On 10.09.2013 03:19, Adam Butcher wrote:
- Instantiation of generic conversion op ICEs if the call op
contains
declarations and hasn't already been instantiated.
This is not a complete enough description. It only ICEs instantiating
the call op through the decltype return of the conversion op if the
return type of the call op is a deduced one (i.e. unspecified or
specified explicitly as 'auto'). If the lambda call op is instantiated
explicitly (i.e. the lambda is called) prior to using the conversion op
then all is well.
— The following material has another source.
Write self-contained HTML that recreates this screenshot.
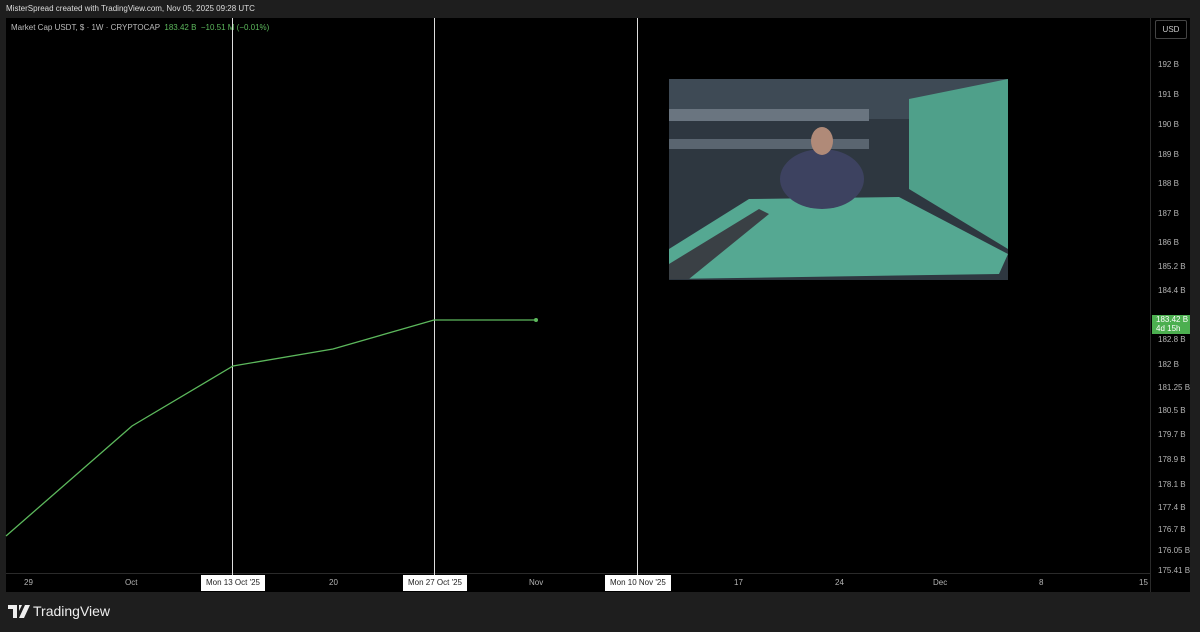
<!DOCTYPE html>
<html><head><style>
body{margin:0;width:1200px;height:632px;background:#1e1e1e;overflow:hidden;font-family:"Liberation Sans",sans-serif;position:relative}
.t{position:absolute;color:#ccc;font-size:8px;white-space:nowrap}
.pl{position:absolute;left:1158px;color:#b5b5b5;font-size:8px}
.ax{position:absolute;top:578px;color:#b5b5b5;font-size:8px}
.lb{position:absolute;top:575px;height:16px;background:#fff;color:#222;font-size:8px;line-height:16px;padding:0 5px}
</style></head><body>
<div class="t" style="left:6px;top:4px;color:#ddd">MisterSpread created with TradingView.com, Nov 05, 2025 09:28 UTC</div>
<div style="position:absolute;left:6px;top:18px;width:1184px;height:574px;background:#000"></div>
<div style="position:absolute;left:1150px;top:18px;width:1px;height:574px;background:#2a2a2a"></div>
<div style="position:absolute;left:6px;top:573px;width:1144px;height:1px;background:#2a2a2a"></div>
<div class="t" style="left:11px;top:23px;color:#bbb">Market Cap USDT, $ · 1W · CRYPTOCAP <span style="color:#5cb85c">&nbsp;183.42 B &nbsp;−10.51 M (−0.01%)</span></div>
<div style="position:absolute;left:1155px;top:20px;width:30px;height:17px;border:1px solid #444;border-radius:2px;color:#ccc;font-size:8px;line-height:17px;text-align:center">USD</div>
<svg style="position:absolute;left:0;top:0" width="1200" height="632">
<line x1="232.5" y1="18" x2="232.5" y2="575" stroke="#ddd" stroke-width="1"/>
<line x1="434.5" y1="18" x2="434.5" y2="575" stroke="#ddd" stroke-width="1"/>
<line x1="637.5" y1="18" x2="637.5" y2="575" stroke="#ddd" stroke-width="1"/>
<polyline points="6,536 132,426 233,366 333,349 434,320 536,320" fill="none" stroke="#5cb85c" stroke-width="1.3"/>
<circle cx="536" cy="320" r="2" fill="#5cb85c"/>
</svg>
<svg style="position:absolute;left:669px;top:79px" width="339" height="201">
<rect width="339" height="201" fill="#2e3740"/>
<rect x="0" y="0" width="339" height="40" fill="#3e4a55"/>
<rect x="0" y="30" width="200" height="12" fill="#6a7580"/>
<rect x="0" y="60" width="200" height="10" fill="#5a6570"/>
<polygon points="240,20 339,0 339,170 240,110" fill="#4fa08a"/>
<polygon points="0,170 80,120 230,118 339,175 330,195 0,200" fill="#55a892"/>
<polygon points="0,200 0,185 90,130 100,135 20,200" fill="#3a4045"/>
<ellipse cx="153" cy="100" rx="42" ry="30" fill="#3d4260"/>
<ellipse cx="153" cy="62" rx="11" ry="14" fill="#b08a78"/>
</svg>
<div class="pl" style="top:60px">192 B</div><div class="pl" style="top:90px">191 B</div><div class="pl" style="top:120px">190 B</div><div class="pl" style="top:150px">189 B</div><div class="pl" style="top:179px">188 B</div><div class="pl" style="top:209px">187 B</div><div class="pl" style="top:238px">186 B</div><div class="pl" style="top:262px">185.2 B</div><div class="pl" style="top:286px">184.4 B</div><div class="pl" style="top:335px">182.8 B</div><div class="pl" style="top:360px">182 B</div><div class="pl" style="top:383px">181.25 B</div><div class="pl" style="top:406px">180.5 B</div><div class="pl" style="top:430px">179.7 B</div><div class="pl" style="top:455px">178.9 B</div><div class="pl" style="top:480px">178.1 B</div><div class="pl" style="top:503px">177.4 B</div><div class="pl" style="top:525px">176.7 B</div><div class="pl" style="top:546px">176.05 B</div><div class="pl" style="top:566px">175.41 B</div>
<div style="position:absolute;left:1152px;top:315px;width:38px;height:19px;background:#4caf50;color:#fff;font-size:8px;line-height:9px;padding-left:4px;box-sizing:border-box">183.42 B<br>4d 15h</div>
<div class="ax" style="left:24px">29</div><div class="ax" style="left:125px">Oct</div><div class="ax" style="left:329px">20</div><div class="ax" style="left:529px">Nov</div><div class="ax" style="left:734px">17</div><div class="ax" style="left:835px">24</div><div class="ax" style="left:933px">Dec</div><div class="ax" style="left:1039px">8</div><div class="ax" style="left:1139px">15</div>
<div class="lb" style="left:201px">Mon 13 Oct '25</div><div class="lb" style="left:403px">Mon 27 Oct '25</div><div class="lb" style="left:605px">Mon 10 Nov '25</div>
<svg style="position:absolute;left:8px;top:605px" width="24" height="13"><path d="M0 0H9V13H5V4H0Z M11 0H14L11 6Z M17 0H22L16 13H11Z" fill="#eee"/></svg>
<div style="position:absolute;left:33px;top:603px;color:#eee;font-size:14px">TradingView</div>
</body></html>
It seems to only occur if there are variables
declared within the lambda body or accessible via the lambda's 'this'.
Specifically, the ICE is in tsubst_decl (cp/pt.c:10839) asserting
'gcc_unreachable' due to being 'cp_unevaluated_operand'. The
instantiation chain starts from attempting to 'mark_used' the call op in
the decltype expression.
The same ICE can be caused in user code by attempting to take get
decltype of a generic lambda call having a deduced return type and
declarations:
This is fine:
auto f = [] <typename T> (T) {};
decltype (f (4.f)) *p;
This is not; it ICEs doing 'tsubst_decl' on the declaration 'x'.
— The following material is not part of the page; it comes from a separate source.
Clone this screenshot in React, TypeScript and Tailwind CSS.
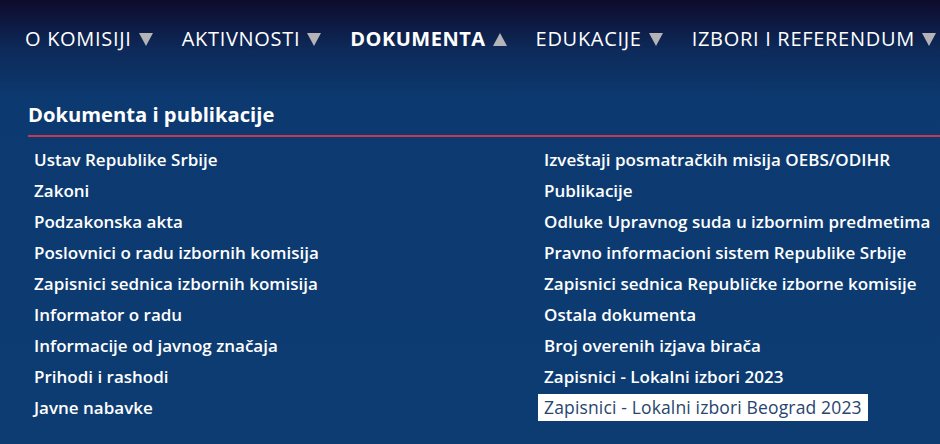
import React from "react";

const nav = [
  { label: "O KOMISIJI", active: false },
  { label: "AKTIVNOSTI", active: false },
  { label: "DOKUMENTA", active: true },
  { label: "EDUKACIJE", active: false },
  { label: "IZBORI I REFERENDUM", active: false },
];

const left = [
  "Ustav Republike Srbije",
  "Zakoni",
  "Podzakonska akta",
  "Poslovnici o radu izbornih komisija",
  "Zapisnici sednica izbornih komisija",
  "Informator o radu",
  "Informacije od javnog značaja",
  "Prihodi i rashodi",
  "Javne nabavke",
];

const right = [
  "Izveštaji posmatračkih misija OEBS/ODIHR",
  "Publikacije",
  "Odluke Upravnog suda u izbornim predmetima",
  "Pravno informacioni sistem Republike Srbije",
  "Zapisnici sednica Republičke izborne komisije",
  "Ostala dokumenta",
  "Broj overenih izjava birača",
  "Zapisnici - Lokalni izbori 2023",
  "Zapisnici - Lokalni izbori Beograd 2023",
];

function Tri({ up }: { up: boolean }) {
  return (
    <svg width="14" height="13" viewBox="0 0 14 13" className="shrink-0">
      {up ? <polygon points="7,0 14,13 0,13" fill="#b3b3b8" /> : <polygon points="0,0 14,0 7,13" fill="#b3b3b8" />}
    </svg>
  );
}

export default function App() {
  return (
    <div
      className="w-[940px] h-[444px] overflow-hidden bg-[linear-gradient(180deg,#0e0b2c_0%,#0d2a5a_50px,#0c3a70_100px,#0d3c72_100%)] text-white"
      style={{ fontFamily: '"Open Sans", "Noto Sans", sans-serif' }}
    >
      <nav className="flex items-center h-[78px] pl-[25px] gap-[29px] text-[20px] tracking-[0.7px]">
        {nav.map((n) => (
          <div key={n.label} className={`flex items-center gap-[7px] ${n.active ? "font-bold tracking-[0.5px]" : ""}`}>
            <span>{n.label}</span>
            <Tri up={n.active} />
          </div>
        ))}
      </nav>
      <div className="pl-[28px] pt-[21px]">
        <h2 className="text-[20.2px] font-bold leading-[30px]">Dokumenta i publikacije</h2>
        <div className="h-[2px] bg-[#c33a50] mt-[6px]" />
        <div className="grid grid-cols-[510px_1fr] pt-[7px] text-[17px] font-semibold">
          <ul className="pl-[6px]">
            {left.map((t) => (
              <li key={t} className="h-[31px] leading-[31px]">{t}</li>
            ))}
          </ul>
          <ul>
            {right.map((t, i) =>
              i === right.length - 1 ? (
                <li key={t} className="h-[31px] flex items-center">
                  <span className="bg-white text-[#27456f] font-normal text-[17.5px] tracking-[0.15px] px-[6px] leading-[27px]">{t}</span>
                </li>
              ) : (
                <li key={t} className="h-[31px] leading-[31px] pl-[6px]">{t}</li>
              )
            )}
          </ul>
        </div>
      </div>
    </div>
  );
}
auto f = [] <typename T> (T) { int x; };
decltype (f (4.f)) *p;
The conversion op is clearly not a factor here but can be removed from
the equation completely by adding a capture. The ICE still occurs. In
this case it occurs trying to do 'tsubst_decl' on the capture decl 'i'.
int i = 0;
auto f = [i] <typename T> (T) {};
decltype (f (4.f)) *p;
ice.cpp: In instantiation of ‘main()::<lambda(T)> [with T = float]’:
ice.cpp:5:20: required from here
ice.cpp:4:34: internal compiler error: in tsubst_decl, at cp/pt.c:10839
auto f = [i] <typename T> (T) {};
^
Any ideas? Looks like it's something to do with how the call operator
is defined. Is there some flag I'm missing in the generic case?